Did the Hebrew scholar that you cherry-picked bring up the first rule for antecedents, that is, proximity? “Poor” is in a different zip code from “them.” On top of that, is God going to keep the “needy?” Did He just leave them out? “Needy” is singular, so doesn’t agree with the plural pronoun.
Sadly, M, the UBS, CT, or NA27 (whatever you want to call it), doesn’t have an inerrant message either. Some of the errors actually result in a wrong message as well. We were talking about preservation and in that context you said “inerrant message,” so let’s not play games here. But I do understand that you can’t find a Scriptural basis for your belief in an inerrant message. I applaud your honesty on that point.
There is no point of Hebrew grammar violated – it’s really about the symmemtry of the elements between the verses. Biblical writers were literary craftsmen, especially in poetic literature, and so the symmentry could be the vehicle by qwhich to convey the elements the author wanted “matched”.
Dr. Brandenburg, that was an excellent “closing statement.” It was concise and glorifying to God. May God bless you, your family and ministries. Keep up the good work.
I admire how you kept an even tone in the face of Turk’s straw man tactics (laced with belittling words and tone), and even his taking one of your posts off the board.

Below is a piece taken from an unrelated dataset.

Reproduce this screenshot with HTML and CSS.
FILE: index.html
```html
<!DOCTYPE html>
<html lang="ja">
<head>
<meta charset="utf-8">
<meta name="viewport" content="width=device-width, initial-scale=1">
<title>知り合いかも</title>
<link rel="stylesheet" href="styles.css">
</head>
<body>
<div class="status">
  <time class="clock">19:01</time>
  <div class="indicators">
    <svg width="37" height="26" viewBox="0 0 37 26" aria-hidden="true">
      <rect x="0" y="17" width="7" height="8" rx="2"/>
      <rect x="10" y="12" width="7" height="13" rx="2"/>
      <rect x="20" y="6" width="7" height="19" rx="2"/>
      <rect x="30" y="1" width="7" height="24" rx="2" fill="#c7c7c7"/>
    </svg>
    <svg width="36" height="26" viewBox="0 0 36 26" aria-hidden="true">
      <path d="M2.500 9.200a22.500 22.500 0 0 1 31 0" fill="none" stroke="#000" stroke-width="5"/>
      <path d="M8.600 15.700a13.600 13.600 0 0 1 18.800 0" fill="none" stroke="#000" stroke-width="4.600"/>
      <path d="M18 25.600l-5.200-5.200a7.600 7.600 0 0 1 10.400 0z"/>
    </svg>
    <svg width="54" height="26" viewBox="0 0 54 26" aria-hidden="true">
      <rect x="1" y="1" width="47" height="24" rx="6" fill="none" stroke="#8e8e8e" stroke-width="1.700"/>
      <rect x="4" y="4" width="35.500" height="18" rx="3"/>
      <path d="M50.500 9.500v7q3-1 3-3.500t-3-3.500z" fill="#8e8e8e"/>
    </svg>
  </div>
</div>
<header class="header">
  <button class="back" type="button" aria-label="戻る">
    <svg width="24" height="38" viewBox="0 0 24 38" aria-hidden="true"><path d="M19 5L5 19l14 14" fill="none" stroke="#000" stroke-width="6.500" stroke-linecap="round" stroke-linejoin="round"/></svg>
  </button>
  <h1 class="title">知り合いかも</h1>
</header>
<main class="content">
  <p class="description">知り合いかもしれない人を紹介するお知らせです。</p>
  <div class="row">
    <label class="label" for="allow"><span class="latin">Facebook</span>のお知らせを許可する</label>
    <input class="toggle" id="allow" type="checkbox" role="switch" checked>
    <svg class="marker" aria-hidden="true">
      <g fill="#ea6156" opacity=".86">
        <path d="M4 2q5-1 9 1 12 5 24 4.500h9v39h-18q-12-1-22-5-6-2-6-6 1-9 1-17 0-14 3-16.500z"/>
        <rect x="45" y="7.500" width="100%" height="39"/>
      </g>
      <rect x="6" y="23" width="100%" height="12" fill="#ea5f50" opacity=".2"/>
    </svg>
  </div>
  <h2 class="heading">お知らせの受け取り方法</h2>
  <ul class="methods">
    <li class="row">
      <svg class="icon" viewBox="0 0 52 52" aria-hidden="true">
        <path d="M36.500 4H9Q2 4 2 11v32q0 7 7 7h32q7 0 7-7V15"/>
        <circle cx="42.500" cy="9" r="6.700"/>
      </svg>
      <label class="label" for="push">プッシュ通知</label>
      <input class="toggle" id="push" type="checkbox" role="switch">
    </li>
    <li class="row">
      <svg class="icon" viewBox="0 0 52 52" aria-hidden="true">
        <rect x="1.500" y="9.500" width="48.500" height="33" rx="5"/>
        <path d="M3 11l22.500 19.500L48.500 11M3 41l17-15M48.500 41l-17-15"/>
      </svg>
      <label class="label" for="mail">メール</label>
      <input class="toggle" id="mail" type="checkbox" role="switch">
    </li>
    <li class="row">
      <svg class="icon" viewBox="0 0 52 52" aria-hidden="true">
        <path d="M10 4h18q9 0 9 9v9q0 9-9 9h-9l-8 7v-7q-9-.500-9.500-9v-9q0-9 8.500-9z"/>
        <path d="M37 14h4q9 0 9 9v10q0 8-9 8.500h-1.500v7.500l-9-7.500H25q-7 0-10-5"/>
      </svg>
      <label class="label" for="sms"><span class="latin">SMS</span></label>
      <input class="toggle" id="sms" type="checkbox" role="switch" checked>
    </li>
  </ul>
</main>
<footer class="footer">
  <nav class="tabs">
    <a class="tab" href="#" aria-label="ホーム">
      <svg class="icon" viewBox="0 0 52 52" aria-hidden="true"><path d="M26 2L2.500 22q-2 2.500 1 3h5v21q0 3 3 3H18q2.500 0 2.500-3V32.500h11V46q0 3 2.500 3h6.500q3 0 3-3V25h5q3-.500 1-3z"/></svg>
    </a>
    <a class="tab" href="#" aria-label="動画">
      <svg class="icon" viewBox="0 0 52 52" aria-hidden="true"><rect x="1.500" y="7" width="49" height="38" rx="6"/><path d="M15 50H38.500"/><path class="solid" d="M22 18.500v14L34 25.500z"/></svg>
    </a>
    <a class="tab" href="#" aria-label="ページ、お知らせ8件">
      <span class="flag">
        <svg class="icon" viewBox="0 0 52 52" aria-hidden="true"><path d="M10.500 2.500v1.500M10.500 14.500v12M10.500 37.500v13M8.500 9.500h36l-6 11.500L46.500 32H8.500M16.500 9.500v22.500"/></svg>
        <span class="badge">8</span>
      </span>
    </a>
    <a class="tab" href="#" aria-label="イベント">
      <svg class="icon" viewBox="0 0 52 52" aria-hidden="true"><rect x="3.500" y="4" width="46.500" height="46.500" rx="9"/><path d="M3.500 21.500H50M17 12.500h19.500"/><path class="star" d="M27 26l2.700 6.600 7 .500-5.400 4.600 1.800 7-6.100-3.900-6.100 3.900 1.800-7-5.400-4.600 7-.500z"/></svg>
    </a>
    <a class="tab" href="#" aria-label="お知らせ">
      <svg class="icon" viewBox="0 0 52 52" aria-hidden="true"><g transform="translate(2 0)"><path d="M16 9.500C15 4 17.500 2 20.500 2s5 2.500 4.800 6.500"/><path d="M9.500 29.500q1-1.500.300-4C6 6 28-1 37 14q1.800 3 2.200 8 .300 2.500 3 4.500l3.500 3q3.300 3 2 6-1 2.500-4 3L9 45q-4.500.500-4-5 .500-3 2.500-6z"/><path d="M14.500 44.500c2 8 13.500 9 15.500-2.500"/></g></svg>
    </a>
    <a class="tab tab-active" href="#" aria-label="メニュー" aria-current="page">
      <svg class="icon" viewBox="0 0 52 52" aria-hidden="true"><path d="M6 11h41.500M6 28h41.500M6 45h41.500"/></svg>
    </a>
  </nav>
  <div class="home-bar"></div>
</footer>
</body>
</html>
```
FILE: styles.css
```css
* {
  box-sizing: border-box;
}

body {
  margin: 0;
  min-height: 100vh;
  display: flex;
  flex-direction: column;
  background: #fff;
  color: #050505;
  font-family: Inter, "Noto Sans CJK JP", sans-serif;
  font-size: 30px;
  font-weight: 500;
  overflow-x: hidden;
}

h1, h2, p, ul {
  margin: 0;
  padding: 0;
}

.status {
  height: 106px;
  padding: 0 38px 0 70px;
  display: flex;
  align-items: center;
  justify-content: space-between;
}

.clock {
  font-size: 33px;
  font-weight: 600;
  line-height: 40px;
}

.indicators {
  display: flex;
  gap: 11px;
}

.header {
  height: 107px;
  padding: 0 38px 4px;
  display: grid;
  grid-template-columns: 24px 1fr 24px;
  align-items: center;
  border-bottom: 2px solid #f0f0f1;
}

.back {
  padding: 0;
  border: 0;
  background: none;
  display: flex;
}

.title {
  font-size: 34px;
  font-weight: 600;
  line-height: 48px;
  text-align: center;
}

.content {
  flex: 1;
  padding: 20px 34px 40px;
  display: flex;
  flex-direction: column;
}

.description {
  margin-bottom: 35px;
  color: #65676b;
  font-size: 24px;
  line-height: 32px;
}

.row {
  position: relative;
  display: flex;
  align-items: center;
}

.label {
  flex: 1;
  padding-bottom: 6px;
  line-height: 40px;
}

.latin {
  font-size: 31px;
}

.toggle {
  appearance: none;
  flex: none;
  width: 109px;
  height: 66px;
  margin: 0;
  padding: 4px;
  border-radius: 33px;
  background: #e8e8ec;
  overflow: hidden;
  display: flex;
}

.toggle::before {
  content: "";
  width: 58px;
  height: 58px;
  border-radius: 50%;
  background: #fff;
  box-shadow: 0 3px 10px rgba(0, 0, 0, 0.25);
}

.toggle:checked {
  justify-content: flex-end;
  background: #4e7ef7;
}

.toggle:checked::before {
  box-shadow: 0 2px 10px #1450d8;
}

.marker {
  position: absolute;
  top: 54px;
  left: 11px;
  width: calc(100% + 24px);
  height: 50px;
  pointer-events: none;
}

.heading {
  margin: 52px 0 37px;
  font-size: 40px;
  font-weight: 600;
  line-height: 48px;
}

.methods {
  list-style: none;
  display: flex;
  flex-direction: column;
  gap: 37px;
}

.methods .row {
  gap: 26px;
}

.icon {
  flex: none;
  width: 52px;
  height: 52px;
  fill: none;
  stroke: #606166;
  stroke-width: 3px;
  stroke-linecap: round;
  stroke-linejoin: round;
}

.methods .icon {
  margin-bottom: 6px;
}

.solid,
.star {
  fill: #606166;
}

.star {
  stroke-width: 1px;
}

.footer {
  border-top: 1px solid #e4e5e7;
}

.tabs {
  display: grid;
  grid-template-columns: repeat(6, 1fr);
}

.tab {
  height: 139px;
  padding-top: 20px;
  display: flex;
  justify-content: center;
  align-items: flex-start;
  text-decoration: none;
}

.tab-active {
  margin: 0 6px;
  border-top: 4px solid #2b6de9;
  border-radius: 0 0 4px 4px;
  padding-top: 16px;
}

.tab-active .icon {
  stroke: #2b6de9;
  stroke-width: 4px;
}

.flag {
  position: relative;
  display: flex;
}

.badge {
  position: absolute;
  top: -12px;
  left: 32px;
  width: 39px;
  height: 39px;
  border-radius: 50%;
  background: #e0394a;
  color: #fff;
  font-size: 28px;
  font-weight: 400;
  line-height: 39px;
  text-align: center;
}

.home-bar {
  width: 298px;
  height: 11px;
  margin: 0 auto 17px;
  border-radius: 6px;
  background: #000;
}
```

I was surprised when I learned that Turk had agreed to debate you on this subject. I immediately figured Turk didn’t know anything – or much – about you because his type (the James White school) are very careful to avoid so-called KJV-onlyists who have a whole grasp of the material and can present it clearly and have experience presenting it clearly. White avoids Steve Rafalsky, Mathew Winzer, and Thomas Weddle on the PuritanBoard for the same reason (White is a member of that board, but claims he’s too busy to interact, even though he was posting comments there prior to learning of the presence of the three gentlemen mentioned and of their ability in debating the subject).
It’s interesting how shallow the Critical Text proponents become when pressed. Shallow and mocking, usually.